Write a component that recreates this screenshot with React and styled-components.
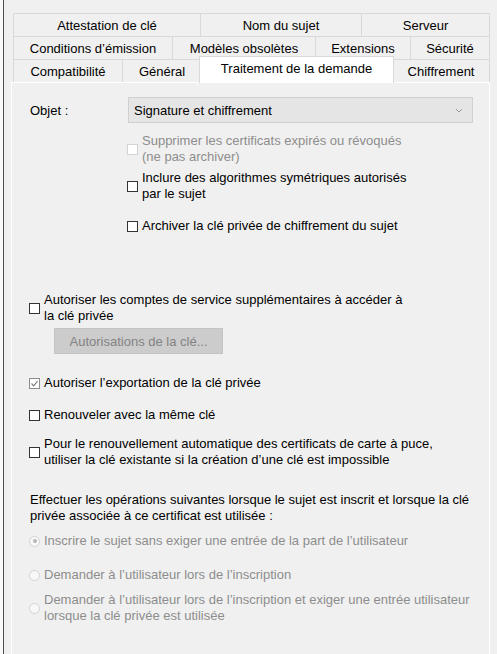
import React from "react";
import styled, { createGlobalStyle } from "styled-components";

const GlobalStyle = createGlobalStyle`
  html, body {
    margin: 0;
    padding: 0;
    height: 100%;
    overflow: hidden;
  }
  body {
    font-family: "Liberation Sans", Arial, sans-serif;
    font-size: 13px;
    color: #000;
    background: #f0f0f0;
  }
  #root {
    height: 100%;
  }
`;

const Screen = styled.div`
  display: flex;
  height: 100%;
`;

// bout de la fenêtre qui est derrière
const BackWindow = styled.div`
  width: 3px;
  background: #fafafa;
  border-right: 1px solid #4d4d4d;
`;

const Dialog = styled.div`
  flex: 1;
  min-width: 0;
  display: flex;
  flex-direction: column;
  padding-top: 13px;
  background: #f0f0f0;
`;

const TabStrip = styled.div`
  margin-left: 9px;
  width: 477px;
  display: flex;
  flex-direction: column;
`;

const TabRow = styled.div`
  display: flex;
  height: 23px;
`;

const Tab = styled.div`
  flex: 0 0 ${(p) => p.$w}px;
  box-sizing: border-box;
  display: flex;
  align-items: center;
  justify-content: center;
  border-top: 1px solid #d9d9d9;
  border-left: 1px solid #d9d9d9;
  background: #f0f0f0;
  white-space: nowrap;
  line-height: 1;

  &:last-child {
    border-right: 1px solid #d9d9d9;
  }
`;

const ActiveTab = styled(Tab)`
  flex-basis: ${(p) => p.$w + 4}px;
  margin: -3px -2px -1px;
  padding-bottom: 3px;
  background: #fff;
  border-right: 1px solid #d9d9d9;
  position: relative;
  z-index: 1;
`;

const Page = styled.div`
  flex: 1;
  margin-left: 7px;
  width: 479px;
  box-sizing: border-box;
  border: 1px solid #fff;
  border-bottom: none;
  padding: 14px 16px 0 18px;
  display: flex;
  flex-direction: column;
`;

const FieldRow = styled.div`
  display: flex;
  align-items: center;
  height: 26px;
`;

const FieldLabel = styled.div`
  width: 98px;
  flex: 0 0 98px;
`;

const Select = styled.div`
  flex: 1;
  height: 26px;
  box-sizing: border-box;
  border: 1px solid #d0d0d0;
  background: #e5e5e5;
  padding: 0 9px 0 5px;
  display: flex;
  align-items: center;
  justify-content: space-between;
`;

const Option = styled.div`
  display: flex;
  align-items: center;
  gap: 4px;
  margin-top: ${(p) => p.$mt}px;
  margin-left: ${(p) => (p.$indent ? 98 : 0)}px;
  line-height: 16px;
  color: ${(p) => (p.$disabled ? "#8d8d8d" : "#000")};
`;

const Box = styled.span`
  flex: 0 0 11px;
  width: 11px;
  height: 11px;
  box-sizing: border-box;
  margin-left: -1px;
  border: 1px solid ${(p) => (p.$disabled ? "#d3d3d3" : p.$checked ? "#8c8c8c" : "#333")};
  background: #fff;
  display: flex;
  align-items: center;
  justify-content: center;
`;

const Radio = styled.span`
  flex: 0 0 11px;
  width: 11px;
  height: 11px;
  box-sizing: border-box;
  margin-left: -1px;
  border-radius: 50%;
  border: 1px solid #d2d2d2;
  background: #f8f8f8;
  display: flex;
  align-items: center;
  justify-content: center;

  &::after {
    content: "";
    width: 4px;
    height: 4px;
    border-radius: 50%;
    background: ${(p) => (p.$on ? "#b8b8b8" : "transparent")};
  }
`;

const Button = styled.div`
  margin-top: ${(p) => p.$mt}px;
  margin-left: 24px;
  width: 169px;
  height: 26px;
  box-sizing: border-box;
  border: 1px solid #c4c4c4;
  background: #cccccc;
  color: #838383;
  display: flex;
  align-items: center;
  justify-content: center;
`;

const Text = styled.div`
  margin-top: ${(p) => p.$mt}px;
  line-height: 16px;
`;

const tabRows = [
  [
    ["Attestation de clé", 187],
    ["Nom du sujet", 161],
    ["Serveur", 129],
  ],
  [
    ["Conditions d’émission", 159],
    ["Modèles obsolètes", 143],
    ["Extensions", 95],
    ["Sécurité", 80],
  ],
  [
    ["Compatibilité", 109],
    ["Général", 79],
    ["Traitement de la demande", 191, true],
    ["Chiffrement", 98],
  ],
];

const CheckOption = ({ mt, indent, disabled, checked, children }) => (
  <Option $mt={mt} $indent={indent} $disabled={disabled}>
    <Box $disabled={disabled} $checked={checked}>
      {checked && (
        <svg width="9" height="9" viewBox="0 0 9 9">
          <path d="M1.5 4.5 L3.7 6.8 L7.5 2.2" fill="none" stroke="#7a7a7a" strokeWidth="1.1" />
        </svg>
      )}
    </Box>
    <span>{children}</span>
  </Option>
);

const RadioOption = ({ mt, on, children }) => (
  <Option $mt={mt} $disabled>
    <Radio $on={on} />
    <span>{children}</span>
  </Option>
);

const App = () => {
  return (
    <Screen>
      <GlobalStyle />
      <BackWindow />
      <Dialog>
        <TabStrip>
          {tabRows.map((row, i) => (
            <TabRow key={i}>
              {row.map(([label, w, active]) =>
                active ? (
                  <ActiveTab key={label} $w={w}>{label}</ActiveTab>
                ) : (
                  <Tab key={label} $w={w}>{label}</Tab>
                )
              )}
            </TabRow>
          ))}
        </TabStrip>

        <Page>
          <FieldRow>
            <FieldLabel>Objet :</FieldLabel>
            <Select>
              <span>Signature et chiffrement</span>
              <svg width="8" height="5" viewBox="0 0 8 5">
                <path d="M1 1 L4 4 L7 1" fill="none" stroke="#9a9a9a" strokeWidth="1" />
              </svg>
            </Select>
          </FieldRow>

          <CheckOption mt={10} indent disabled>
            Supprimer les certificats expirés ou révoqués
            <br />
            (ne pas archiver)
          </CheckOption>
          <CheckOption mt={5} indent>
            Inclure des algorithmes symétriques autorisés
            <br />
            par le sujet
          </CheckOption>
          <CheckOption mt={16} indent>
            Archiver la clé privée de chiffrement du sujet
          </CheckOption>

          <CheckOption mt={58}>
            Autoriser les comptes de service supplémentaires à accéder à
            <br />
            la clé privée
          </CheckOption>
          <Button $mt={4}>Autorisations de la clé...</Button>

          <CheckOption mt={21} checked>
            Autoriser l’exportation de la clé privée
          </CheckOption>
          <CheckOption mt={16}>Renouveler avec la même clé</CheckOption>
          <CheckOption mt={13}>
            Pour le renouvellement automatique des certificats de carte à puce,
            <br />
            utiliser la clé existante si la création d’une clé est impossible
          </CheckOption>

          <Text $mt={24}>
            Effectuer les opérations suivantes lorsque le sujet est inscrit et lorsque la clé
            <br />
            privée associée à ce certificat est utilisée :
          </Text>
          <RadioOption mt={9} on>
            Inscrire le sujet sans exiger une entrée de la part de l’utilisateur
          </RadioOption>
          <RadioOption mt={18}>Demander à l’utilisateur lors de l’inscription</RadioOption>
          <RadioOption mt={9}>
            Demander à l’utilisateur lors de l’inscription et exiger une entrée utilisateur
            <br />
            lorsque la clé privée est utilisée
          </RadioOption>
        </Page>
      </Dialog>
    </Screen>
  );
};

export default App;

▶ [WHAT IS EXPECTED] Do not include the images; transcribe the rest of the listing exactly.

▶ [EXERCISE OUTPUT]
Write a component that recreates this screenshot with React and styled-components.
import React from "react";
import styled, { createGlobalStyle } from "styled-components";

const GlobalStyle = createGlobalStyle`
  html, body {
    margin: 0;
    padding: 0;
    height: 100%;
    overflow: hidden;
  }
  body {
    font-family: "Liberation Sans", Arial, sans-serif;
    font-size: 13px;
    color: #000;
    background: #f0f0f0;
  }
  #root {
    height: 100%;
  }
`;

const Screen = styled.div`
  display: flex;
  height: 100%;
`;

// bout de la fenêtre qui est derrière
const BackWindow = styled.div`
  width: 3px;
  background: #fafafa;
  border-right: 1px solid #4d4d4d;
`;

const Dialog = styled.div`
  flex: 1;
  min-width: 0;
  display: flex;
  flex-direction: column;
  padding-top: 13px;
  background: #f0f0f0;
`;

const TabStrip = styled.div`
  margin-left: 9px;
  width: 477px;
  display: flex;
  flex-direction: column;
`;

const TabRow = styled.div`
  display: flex;
  height: 23px;
`;

const Tab = styled.div`
  flex: 0 0 ${(p) => p.$w}px;
  box-sizing: border-box;
  display: flex;
  align-items: center;
  justify-content: center;
  border-top: 1px solid #d9d9d9;
  border-left: 1px solid #d9d9d9;
  background: #f0f0f0;
  white-space: nowrap;
  line-height: 1;

  &:last-child {
    border-right: 1px solid #d9d9d9;
  }
`;

const ActiveTab = styled(Tab)`
  flex-basis: ${(p) => p.$w + 4}px;
  margin: -3px -2px -1px;
  padding-bottom: 3px;
  background: #fff;
  border-right: 1px solid #d9d9d9;
  position: relative;
  z-index: 1;
`;

const Page = styled.div`
  flex: 1;
  margin-left: 7px;
  width: 479px;
  box-sizing: border-box;
  border: 1px solid #fff;
  border-bottom: none;
  padding: 14px 16px 0 18px;
  display: flex;
  flex-direction: column;
`;

const FieldRow = styled.div`
  display: flex;
  align-items: center;
  height: 26px;
`;

const FieldLabel = styled.div`
  width: 98px;
  flex: 0 0 98px;
`;

const Select = styled.div`
  flex: 1;
  height: 26px;
  box-sizing: border-box;
  border: 1px solid #d0d0d0;
  background: #e5e5e5;
  padding: 0 9px 0 5px;
  display: flex;
  align-items: center;
  justify-content: space-between;
`;

const Option = styled.div`
  display: flex;
  align-items: center;
  gap: 4px;
  margin-top: ${(p) => p.$mt}px;
  margin-left: ${(p) => (p.$indent ? 98 : 0)}px;
  line-height: 16px;
  color: ${(p) => (p.$disabled ? "#8d8d8d" : "#000")};
`;

const Box = styled.span`
  flex: 0 0 11px;
  width: 11px;
  height: 11px;
  box-sizing: border-box;
  margin-left: -1px;
  border: 1px solid ${(p) => (p.$disabled ? "#d3d3d3" : p.$checked ? "#8c8c8c" : "#333")};
  background: #fff;
  display: flex;
  align-items: center;
  justify-content: center;
`;

const Radio = styled.span`
  flex: 0 0 11px;
  width: 11px;
  height: 11px;
  box-sizing: border-box;
  margin-left: -1px;
  border-radius: 50%;
  border: 1px solid #d2d2d2;
  background: #f8f8f8;
  display: flex;
  align-items: center;
  justify-content: center;

  &::after {
    content: "";
    width: 4px;
    height: 4px;
    border-radius: 50%;
    background: ${(p) => (p.$on ? "#b8b8b8" : "transparent")};
  }
`;

const Button = styled.div`
  margin-top: ${(p) => p.$mt}px;
  margin-left: 24px;
  width: 169px;
  height: 26px;
  box-sizing: border-box;
  border: 1px solid #c4c4c4;
  background: #cccccc;
  color: #838383;
  display: flex;
  align-items: center;
  justify-content: center;
`;

const Text = styled.div`
  margin-top: ${(p) => p.$mt}px;
  line-height: 16px;
`;

const tabRows = [
  [
    ["Attestation de clé", 187],
    ["Nom du sujet", 161],
    ["Serveur", 129],
  ],
  [
    ["Conditions d’émission", 159],
    ["Modèles obsolètes", 143],
    ["Extensions", 95],
    ["Sécurité", 80],
  ],
  [
    ["Compatibilité", 109],
    ["Général", 79],
    ["Traitement de la demande", 191, true],
    ["Chiffrement", 98],
  ],
];

const CheckOption = ({ mt, indent, disabled, checked, children }) => (
  <Option $mt={mt} $indent={indent} $disabled={disabled}>
    <Box $disabled={disabled} $checked={checked}>
      {checked && (
        <svg width="9" height="9" viewBox="0 0 9 9">
          <path d="M1.5 4.5 L3.7 6.8 L7.5 2.2" fill="none" stroke="#7a7a7a" strokeWidth="1.1" />
        </svg>
      )}
    </Box>
    <span>{children}</span>
  </Option>
);

const RadioOption = ({ mt, on, children }) => (
  <Option $mt={mt} $disabled>
    <Radio $on={on} />
    <span>{children}</span>
  </Option>
);

const App = () => {
  return (
    <Screen>
      <GlobalStyle />
      <BackWindow />
      <Dialog>
        <TabStrip>
          {tabRows.map((row, i) => (
            <TabRow key={i}>
              {row.map(([label, w, active]) =>
                active ? (
                  <ActiveTab key={label} $w={w}>{label}</ActiveTab>
                ) : (
                  <Tab key={label} $w={w}>{label}</Tab>
                )
              )}
            </TabRow>
          ))}
        </TabStrip>

        <Page>
          <FieldRow>
            <FieldLabel>Objet :</FieldLabel>
            <Select>
              <span>Signature et chiffrement</span>
              <svg width="8" height="5" viewBox="0 0 8 5">
                <path d="M1 1 L4 4 L7 1" fill="none" stroke="#9a9a9a" strokeWidth="1" />
              </svg>
            </Select>
          </FieldRow>

          <CheckOption mt={10} indent disabled>
            Supprimer les certificats expirés ou révoqués
            <br />
            (ne pas archiver)
          </CheckOption>
          <CheckOption mt={5} indent>
            Inclure des algorithmes symétriques autorisés
            <br />
            par le sujet
          </CheckOption>
          <CheckOption mt={16} indent>
            Archiver la clé privée de chiffrement du sujet
          </CheckOption>

          <CheckOption mt={58}>
            Autoriser les comptes de service supplémentaires à accéder à
            <br />
            la clé privée
          </CheckOption>
          <Button $mt={4}>Autorisations de la clé...</Button>

          <CheckOption mt={21} checked>
            Autoriser l’exportation de la clé privée
          </CheckOption>
          <CheckOption mt={16}>Renouveler avec la même clé</CheckOption>
          <CheckOption mt={13}>
            Pour le renouvellement automatique des certificats de carte à puce,
            <br />
            utiliser la clé existante si la création d’une clé est impossible
          </CheckOption>

          <Text $mt={24}>
            Effectuer les opérations suivantes lorsque le sujet est inscrit et lorsque la clé
            <br />
            privée associée à ce certificat est utilisée :
          </Text>
          <RadioOption mt={9} on>
            Inscrire le sujet sans exiger une entrée de la part de l’utilisateur
          </RadioOption>
          <RadioOption mt={18}>Demander à l’utilisateur lors de l’inscription</RadioOption>
          <RadioOption mt={9}>
            Demander à l’utilisateur lors de l’inscription et exiger une entrée utilisateur
            <br />
            lorsque la clé privée est utilisée
          </RadioOption>
        </Page>
      </Dialog>
    </Screen>
  );
};

export default App;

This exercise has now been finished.